Data entries
%%

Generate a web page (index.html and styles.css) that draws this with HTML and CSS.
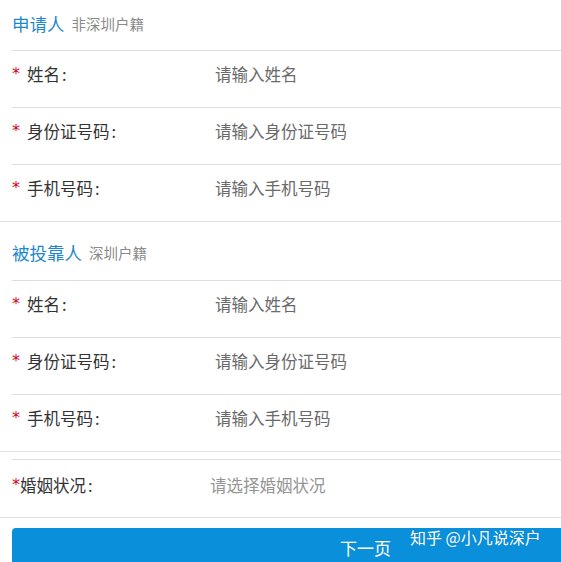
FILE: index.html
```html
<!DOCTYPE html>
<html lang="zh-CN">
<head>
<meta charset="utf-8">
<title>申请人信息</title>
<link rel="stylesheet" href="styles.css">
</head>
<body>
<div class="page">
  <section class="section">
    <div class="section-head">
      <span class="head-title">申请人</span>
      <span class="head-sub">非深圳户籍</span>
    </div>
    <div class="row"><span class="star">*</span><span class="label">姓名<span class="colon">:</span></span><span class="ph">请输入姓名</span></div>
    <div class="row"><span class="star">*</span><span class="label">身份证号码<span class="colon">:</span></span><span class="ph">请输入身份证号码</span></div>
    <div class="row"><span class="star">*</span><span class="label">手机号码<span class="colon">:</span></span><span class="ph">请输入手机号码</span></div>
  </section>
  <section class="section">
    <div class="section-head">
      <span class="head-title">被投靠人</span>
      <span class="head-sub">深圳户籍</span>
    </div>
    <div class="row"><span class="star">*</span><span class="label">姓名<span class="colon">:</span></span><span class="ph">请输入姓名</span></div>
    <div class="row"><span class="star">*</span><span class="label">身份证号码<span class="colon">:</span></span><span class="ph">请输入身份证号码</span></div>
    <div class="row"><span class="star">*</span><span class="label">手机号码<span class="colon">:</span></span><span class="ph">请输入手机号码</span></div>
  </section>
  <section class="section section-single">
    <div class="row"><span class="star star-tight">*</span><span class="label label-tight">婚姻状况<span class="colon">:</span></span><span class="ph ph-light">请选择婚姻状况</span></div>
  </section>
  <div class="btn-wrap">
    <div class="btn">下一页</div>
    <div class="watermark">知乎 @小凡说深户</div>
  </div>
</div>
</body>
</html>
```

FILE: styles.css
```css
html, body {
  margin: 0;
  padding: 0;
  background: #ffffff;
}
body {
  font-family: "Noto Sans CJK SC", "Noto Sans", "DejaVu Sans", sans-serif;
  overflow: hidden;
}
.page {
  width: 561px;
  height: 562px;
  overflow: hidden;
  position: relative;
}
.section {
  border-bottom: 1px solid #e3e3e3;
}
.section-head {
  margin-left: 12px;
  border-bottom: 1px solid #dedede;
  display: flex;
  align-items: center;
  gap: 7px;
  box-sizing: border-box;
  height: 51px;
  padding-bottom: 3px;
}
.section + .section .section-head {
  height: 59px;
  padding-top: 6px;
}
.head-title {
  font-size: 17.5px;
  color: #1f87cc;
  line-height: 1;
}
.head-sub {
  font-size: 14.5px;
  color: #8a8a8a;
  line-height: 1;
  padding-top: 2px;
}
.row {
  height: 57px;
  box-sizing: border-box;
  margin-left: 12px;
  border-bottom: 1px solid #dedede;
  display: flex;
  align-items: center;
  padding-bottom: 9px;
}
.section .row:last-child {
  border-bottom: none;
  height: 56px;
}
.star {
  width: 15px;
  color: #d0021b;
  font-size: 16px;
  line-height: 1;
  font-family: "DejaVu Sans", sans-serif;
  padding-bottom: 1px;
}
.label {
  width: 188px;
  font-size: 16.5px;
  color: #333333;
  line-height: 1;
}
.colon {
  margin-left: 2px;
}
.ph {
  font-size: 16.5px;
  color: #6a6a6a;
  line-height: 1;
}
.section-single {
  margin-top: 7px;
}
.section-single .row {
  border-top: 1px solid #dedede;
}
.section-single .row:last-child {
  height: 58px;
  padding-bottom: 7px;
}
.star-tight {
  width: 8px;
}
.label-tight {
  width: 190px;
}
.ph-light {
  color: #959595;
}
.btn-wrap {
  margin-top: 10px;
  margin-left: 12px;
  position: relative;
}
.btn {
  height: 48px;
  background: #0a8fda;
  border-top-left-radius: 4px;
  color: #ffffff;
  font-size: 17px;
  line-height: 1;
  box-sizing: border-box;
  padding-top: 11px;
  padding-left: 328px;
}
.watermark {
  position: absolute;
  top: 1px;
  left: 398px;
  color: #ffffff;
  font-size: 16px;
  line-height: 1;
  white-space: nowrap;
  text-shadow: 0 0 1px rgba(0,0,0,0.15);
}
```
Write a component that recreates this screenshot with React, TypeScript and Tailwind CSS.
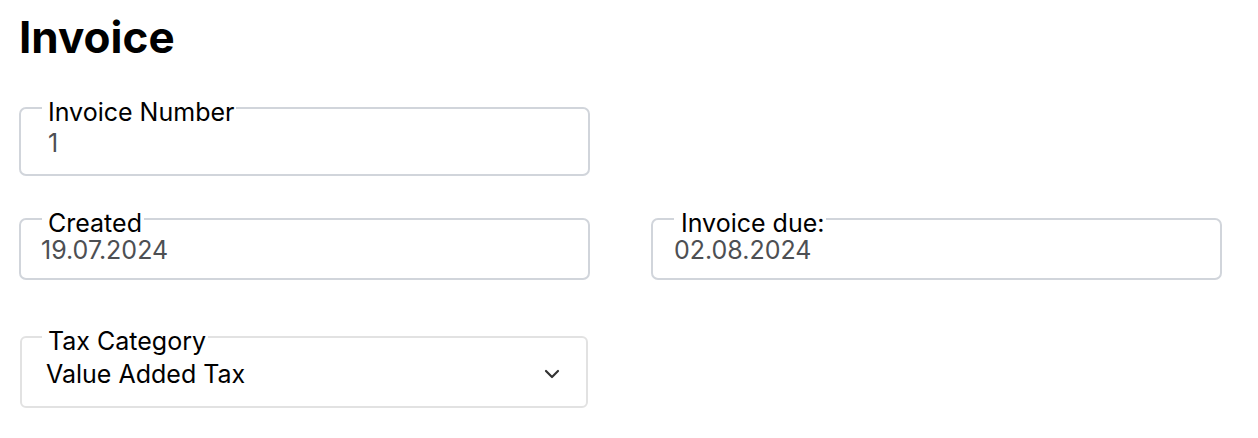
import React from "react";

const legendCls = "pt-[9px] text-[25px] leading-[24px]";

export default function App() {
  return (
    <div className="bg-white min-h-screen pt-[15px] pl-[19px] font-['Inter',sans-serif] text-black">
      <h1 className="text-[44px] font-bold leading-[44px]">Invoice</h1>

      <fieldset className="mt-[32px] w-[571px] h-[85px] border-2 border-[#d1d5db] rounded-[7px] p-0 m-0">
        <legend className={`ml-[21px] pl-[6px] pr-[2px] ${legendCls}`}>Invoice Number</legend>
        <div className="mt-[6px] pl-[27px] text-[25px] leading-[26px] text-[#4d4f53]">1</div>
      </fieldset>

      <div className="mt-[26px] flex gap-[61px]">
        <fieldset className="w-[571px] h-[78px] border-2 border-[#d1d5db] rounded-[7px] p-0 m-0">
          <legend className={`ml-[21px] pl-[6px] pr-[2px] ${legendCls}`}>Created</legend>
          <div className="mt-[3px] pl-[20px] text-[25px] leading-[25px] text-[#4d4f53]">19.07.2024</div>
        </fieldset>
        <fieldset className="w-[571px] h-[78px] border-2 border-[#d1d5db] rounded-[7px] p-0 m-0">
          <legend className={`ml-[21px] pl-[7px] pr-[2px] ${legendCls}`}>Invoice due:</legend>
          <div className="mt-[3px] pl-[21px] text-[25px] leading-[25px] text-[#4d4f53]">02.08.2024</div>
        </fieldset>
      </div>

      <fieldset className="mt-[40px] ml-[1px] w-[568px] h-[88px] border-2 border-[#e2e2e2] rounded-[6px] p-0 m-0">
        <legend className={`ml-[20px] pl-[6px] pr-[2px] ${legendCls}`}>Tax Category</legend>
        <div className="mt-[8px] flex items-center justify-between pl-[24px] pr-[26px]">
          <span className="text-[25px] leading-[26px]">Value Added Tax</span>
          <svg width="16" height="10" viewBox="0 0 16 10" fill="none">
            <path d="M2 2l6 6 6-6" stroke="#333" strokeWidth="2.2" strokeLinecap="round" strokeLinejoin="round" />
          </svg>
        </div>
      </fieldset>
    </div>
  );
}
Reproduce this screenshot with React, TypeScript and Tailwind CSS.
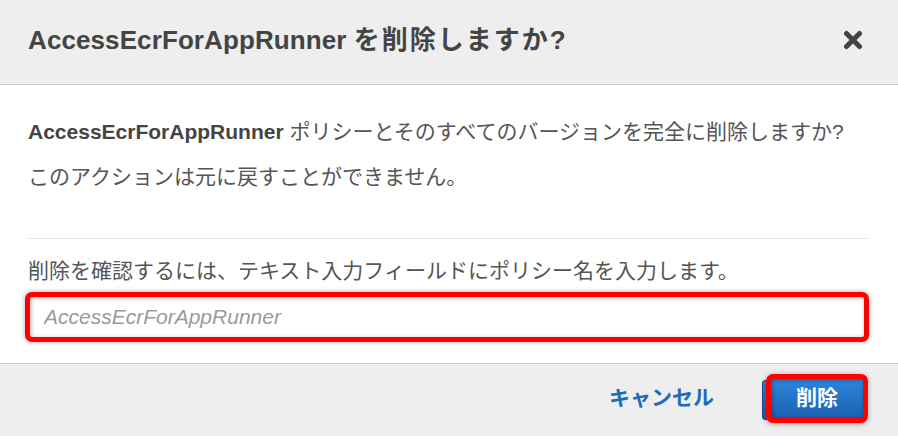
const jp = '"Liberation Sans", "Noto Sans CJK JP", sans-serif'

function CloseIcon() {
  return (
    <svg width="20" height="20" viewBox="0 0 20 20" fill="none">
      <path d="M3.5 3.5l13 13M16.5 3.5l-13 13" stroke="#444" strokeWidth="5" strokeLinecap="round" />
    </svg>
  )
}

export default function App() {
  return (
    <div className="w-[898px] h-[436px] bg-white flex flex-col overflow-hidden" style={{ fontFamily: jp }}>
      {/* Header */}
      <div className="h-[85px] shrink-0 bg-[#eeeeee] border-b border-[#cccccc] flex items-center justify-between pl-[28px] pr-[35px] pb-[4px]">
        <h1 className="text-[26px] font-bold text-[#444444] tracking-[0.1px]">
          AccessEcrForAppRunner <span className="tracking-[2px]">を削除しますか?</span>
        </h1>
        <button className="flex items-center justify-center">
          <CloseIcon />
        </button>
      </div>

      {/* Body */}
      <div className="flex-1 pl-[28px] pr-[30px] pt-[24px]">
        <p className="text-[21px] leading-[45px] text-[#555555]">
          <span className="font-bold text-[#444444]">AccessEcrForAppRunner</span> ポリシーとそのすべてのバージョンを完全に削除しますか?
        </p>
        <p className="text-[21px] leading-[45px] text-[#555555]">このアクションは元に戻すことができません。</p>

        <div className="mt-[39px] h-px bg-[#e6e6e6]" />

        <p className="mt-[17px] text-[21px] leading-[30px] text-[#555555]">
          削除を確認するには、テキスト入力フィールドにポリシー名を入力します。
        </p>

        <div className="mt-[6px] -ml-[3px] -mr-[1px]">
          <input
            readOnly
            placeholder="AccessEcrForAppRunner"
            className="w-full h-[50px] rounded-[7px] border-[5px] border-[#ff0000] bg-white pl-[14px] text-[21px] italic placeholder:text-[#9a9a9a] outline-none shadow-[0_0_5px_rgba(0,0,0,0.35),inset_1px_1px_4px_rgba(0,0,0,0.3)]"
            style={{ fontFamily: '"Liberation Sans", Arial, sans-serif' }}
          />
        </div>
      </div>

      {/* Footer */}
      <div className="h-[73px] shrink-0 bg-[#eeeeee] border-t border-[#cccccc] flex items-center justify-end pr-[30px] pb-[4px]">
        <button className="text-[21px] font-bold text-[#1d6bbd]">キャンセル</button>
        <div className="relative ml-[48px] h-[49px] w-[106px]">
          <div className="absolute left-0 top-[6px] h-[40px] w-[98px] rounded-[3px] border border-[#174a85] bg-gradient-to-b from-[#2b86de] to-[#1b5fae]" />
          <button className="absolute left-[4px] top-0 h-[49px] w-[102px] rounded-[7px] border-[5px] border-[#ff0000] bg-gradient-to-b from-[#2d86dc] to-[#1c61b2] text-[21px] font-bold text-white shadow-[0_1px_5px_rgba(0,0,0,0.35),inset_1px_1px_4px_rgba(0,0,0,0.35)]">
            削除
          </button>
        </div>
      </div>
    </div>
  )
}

%%

Challenge
Find and copy every line in the entries above where the string "TypeScript" occurs.

Reply
Write a component that recreates this screenshot with React, TypeScript and Tailwind CSS.
Reproduce this screenshot with React, TypeScript and Tailwind CSS.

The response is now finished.